J. Edgar Hoover

Born: John Edgar Hoover January 1, 1895 Washington, D.C., U.S.

Died: May 2, 1972 (aged 77) Washington, D.C., U.S.

John Edgar Hoover (January 1, 1895 – May 2, 1972) was the first Director of the Federal Bureau of Investigation (FBI) of the United States. He was named director of the Bureau of Investigation – the FBI’s precursor – in 1924 and played a key role in the organization’s formation in 1935, where he served for another 37 years until his death in 1972 at the age of 77. Hoover is recognized for growing the FBI into a larger crime-fighting agency than it was when it was founded, as well as implementing several technological advancements in law enforcement, such as a centralized fingerprint database and forensic laboratories.

Hoover is also recognized for creating and expanding a nationwide blacklist known as the FBI Index or Index List, which was renamed the Terrorist Screening Database in 2001 and is currently maintained by the FBI.
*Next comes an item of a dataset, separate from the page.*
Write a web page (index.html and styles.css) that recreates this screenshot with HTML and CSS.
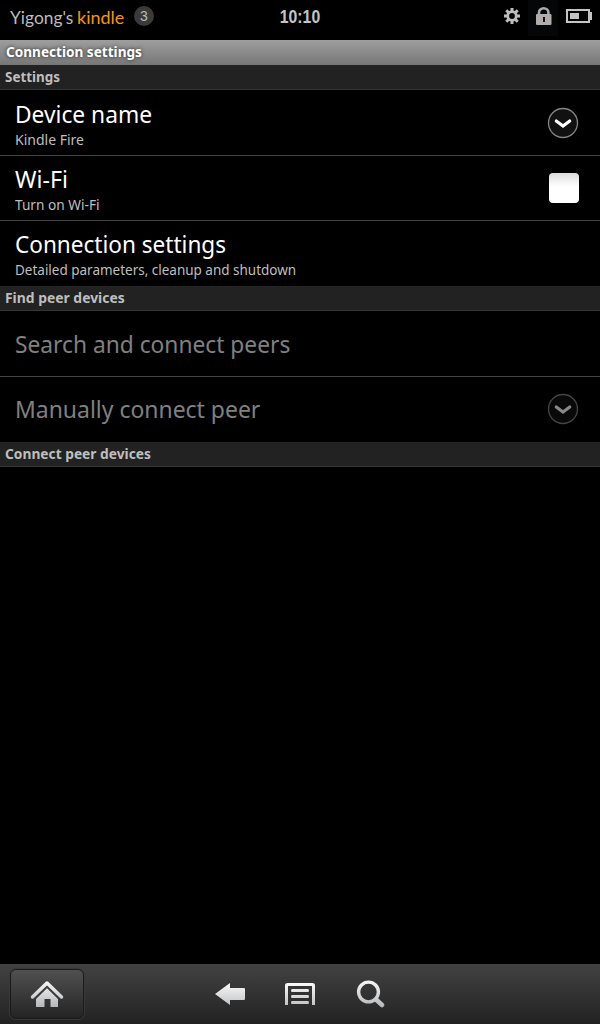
FILE: index.html
```html
<!DOCTYPE html>
<html lang="en">
<head>
<meta charset="utf-8">
<title>Connection settings</title>
<link rel="stylesheet" href="styles.css">
</head>
<body>
<header class="status">
  <div class="owner"><span class="user"><span class="fit w-user">Yigong's</span></span><span class="brand">kindle</span><span class="count">3</span></div>
  <time class="clock">10:10</time>
  <div class="indicators">
    <svg class="gear" width="16" height="16" viewBox="-8 -8 16 16"><g stroke="#bdbdbd" stroke-width="3"><path d="M0-8V-4M0 8V4M-8 0H-4M8 0H4M-5.700-5.700L-3-3M5.700 5.700L3 3M-5.700 5.700L-3 3M5.700-5.700L3-3"/><circle r="4.300" fill="none" stroke-width="2.800"/></g></svg>
    <span class="lock"><svg width="30" height="36" viewBox="0 0 30 36"><path d="M11 16V12.500a4.700 4.200 0 0 1 9.400 0V16" fill="none" stroke="#aaa" stroke-width="2.600"/><rect x="8" y="14" width="15.500" height="11" rx="1" fill="#b0acac"/><path d="M16 17v5" stroke="#111" stroke-width="2"/></svg></span>
    <svg class="battery" width="26" height="14" viewBox="0 0 26 14"><rect x="1" y="1" width="22" height="12" fill="none" stroke="#c4c4c4" stroke-width="2"/><path d="M24 3h2v8h-2zM4 4h9v6H4z" fill="#c4c4c4"/></svg>
  </div>
</header>
<h1 class="title"><span class="fit w-title">Connection settings</span></h1>
<main class="content">
  <h2 class="section"><span class="fit w-settings">Settings</span></h2>
  <div class="row">
    <div class="label"><span class="name fit">Device name</span><span class="summary">Kindle Fire</span></div>
    <svg class="more" width="32" height="32" viewBox="0 0 32 32"><circle cx="16" cy="16" r="14.500" fill="#111" stroke="#858585" stroke-width="1.300"/><path d="M9.300 14L16 19l6.700-5" fill="none" stroke="#fff" stroke-width="3.200" stroke-linecap="round"/></svg>
  </div>
  <div class="row">
    <div class="label"><span class="name fit w-wifi">Wi-Fi</span><span class="summary fit w-turn">Turn on Wi-Fi</span></div>
    <span class="checkbox"></span>
  </div>
  <div class="row last">
    <div class="label"><span class="name fit w-conn">Connection settings</span><span class="summary fit w-detail">Detailed parameters, cleanup and shutdown</span></div>
  </div>
  <h2 class="section"><span class="fit w-find">Find peer devices</span></h2>
  <div class="row disabled">
    <div class="label"><span class="name fit">Search and connect peers</span></div>
  </div>
  <div class="row disabled last">
    <div class="label"><span class="name fit w-manual">Manually connect peer</span></div>
    <svg class="more" width="32" height="32" viewBox="0 0 32 32"><circle cx="16" cy="16" r="14.500" fill="#090909" stroke="#454545" stroke-width="1.300"/><path d="M9.300 14L16 19l6.700-5" fill="none" stroke="#888" stroke-width="3.200" stroke-linecap="round"/></svg>
  </div>
  <h2 class="section"><span class="fit w-peer">Connect peer devices</span></h2>
</main>
<nav class="toolbar">
  <svg class="defs" width="0" height="0"><defs>
    <linearGradient id="silver" gradientUnits="userSpaceOnUse" x1="0" y1="0" x2="0" y2="28"><stop stop-color="#fafafa"/><stop offset="1" stop-color="#b3b5b7"/></linearGradient>
  </defs></svg>
  <div class="home"><svg width="34" height="28" viewBox="0 0 34 28"><path d="M2.500 17L17 3l14.500 14" fill="none" stroke="url(#silver)" stroke-width="3.500" stroke-linecap="round" stroke-linejoin="round"/><path d="M17 8.300L28 19v8h-7.500v-8h-6v8H6v-8z" fill="url(#silver)"/></svg></div>
  <div class="actions">
    <svg class="back" width="30" height="22" viewBox="0 0 30 22"><path d="M0 11L15 0v5h14q1 0 1 1v10q0 1-1 1H15v5z" fill="url(#silver)"/></svg>
    <svg class="menu" width="30" height="22" viewBox="0 0 30 22"><path d="M1.500 22V2.500q0-1 1-1h25q1 0 1 1V22" fill="none" stroke="url(#silver)" stroke-width="3"/><path d="M7 6h16q1 0 1 1.500T23 9H7Q6 9 6 7.500T7 6zM7 12h16q1 0 1 1.500T23 15H7q-1 0-1-1.500T7 12zM7 18h16q1 0 1 1.500T23 21H7q-1 0-1-1.500T7 18z" fill="url(#silver)"/></svg>
    <svg class="find" width="30" height="28" viewBox="0 0 30 28"><circle cx="13.500" cy="12" r="9.900" fill="none" stroke="url(#silver)" stroke-width="3.400"/><path d="M21 19.500l6 5.500" stroke="url(#silver)" stroke-width="4.500" stroke-linecap="round"/></svg>
  </div>
</nav>
</body>
</html>
```
FILE: styles.css
```css
* { box-sizing: border-box; }
body { margin: 0; width: 600px; height: 1024px; background: #000; color: #fff; font-family: "Noto Sans", sans-serif; display: flex; flex-direction: column; overflow: hidden; }
h1, h2 { margin: 0; }
svg { display: block; flex: none; }

/* condenses a line of text slightly, keeping its left edge */
.fit { display: block; width: max-content; transform: scaleX(var(--fit, .948)); transform-origin: left; }
.w-user { --fit: .965; }
.w-title { --fit: .971; }
.w-settings { --fit: .96; }
.w-wifi { --fit: .965; }
.w-turn { --fit: .977; }
.w-conn { --fit: .94; }
.w-detail { --fit: .963; }
.w-find { --fit: .992; }
.w-manual { --fit: .956; }
.w-peer { --fit: .983; }

.status { height: 40px; flex: none; display: grid; grid-template-columns: 1fr 60px 1fr; }
.owner { display: flex; height: 34px; align-items: center; padding-left: 10px; font-family: Lato, sans-serif; font-size: 18px; line-height: 34px; white-space: nowrap; }
.user { color: #bdbdbd; width: 67px; }
.brand { color: #f7941d; width: 57px; }
.count { width: 20px; height: 20px; margin-top: -2px; border-radius: 50%; background: #3a3a3a; color: #bbb; font: 14px/20px "Liberation Sans", sans-serif; text-align: center; }
.clock { color: #c4c4c4; font: bold 19px/34px "Liberation Sans", sans-serif; text-align: center; transform: scaleX(.83); }
.indicators { display: flex; justify-content: flex-end; padding-right: 8px; }
.gear { margin: 8px 8px 0 0; }
.lock { width: 30px; height: 36px; background: #050607; margin-right: 8px; }
.battery { margin-top: 9px; }
.title { height: 25px; flex: none; padding-left: 6px; background: linear-gradient(#9e9e9e, #777); font-size: 14px; line-height: 24px; text-shadow: 0 0 4px #222; }
.content { flex: 1; }
.section { height: 25px; padding-left: 5px; background: #222; border-bottom: 1px solid #353535; font-size: 14px; line-height: 24px; color: #bebebe; }
.row { height: 65px; display: flex; justify-content: space-between; align-items: center; padding: 0 21px 0 15px; border-bottom: 1px solid #444; }
.section + .row { height: 66px; }
.row.last { border-bottom: 0; }
.label { display: flex; flex-direction: column; align-self: flex-start; padding-top: 7px; white-space: nowrap; }
.section + .row .label { padding-top: 8px; }
.name { font-size: 24px; line-height: 31px; }
.summary { margin-top: 1px; font-size: 14px; line-height: 19px; color: #bebebe; }
.disabled .name { color: #808080; }
.disabled .label { padding-top: 16px; }
.section + .disabled .label { padding-top: 17px; }
.disabled .more { margin-top: -1px; }
.checkbox { width: 30px; height: 30px; border-radius: 4px; background: linear-gradient(#ddd, #fff 45%); }
.toolbar { height: 60px; flex: none; display: flex; background: linear-gradient(#424242, #222); }
.defs { position: absolute; }
.home { width: 74px; height: 50px; margin: 5px 0 0 10px; border: 1px solid #1a1a1a; border-radius: 6px; background: linear-gradient(#505050, #242424); box-shadow: 0 0 0 1px #383838; display: flex; align-items: center; justify-content: center; }
.actions { display: flex; align-items: center; margin-left: 131px; gap: 40px; }
```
Hoover became a controversial figure later in life and after his death, as evidence of his covert abuses of power began to surface. He was discovered to have utilized the FBI to harass political dissenters and activists, accumulate secret files on political leaders, and collect evidence using illegal means, all while exceeding the FBI’s jurisdiction. As a result, Hoover accumulated a significant degree of influence and was able to coerce and threaten others, including several sitting US presidents.

Early Life and Education

On January 1, 1895, in Washington, D.C., John Edgar Hoover was born to Anna Marie (née Scheitlin; 1860–1938) and Dickerson Naylor Hoover (1856–1921), chief of the printing section of the United States Coast and Geodetic Survey and formerly a platemaker for the same institution. Dickerson Hoover’s ancestors were English and German. John Hitz, Hoover’s maternal great-uncle, was a Swiss honorary consul general to the US. He was the closest in his family to his mother, who was their moral counselor and disciplinarian.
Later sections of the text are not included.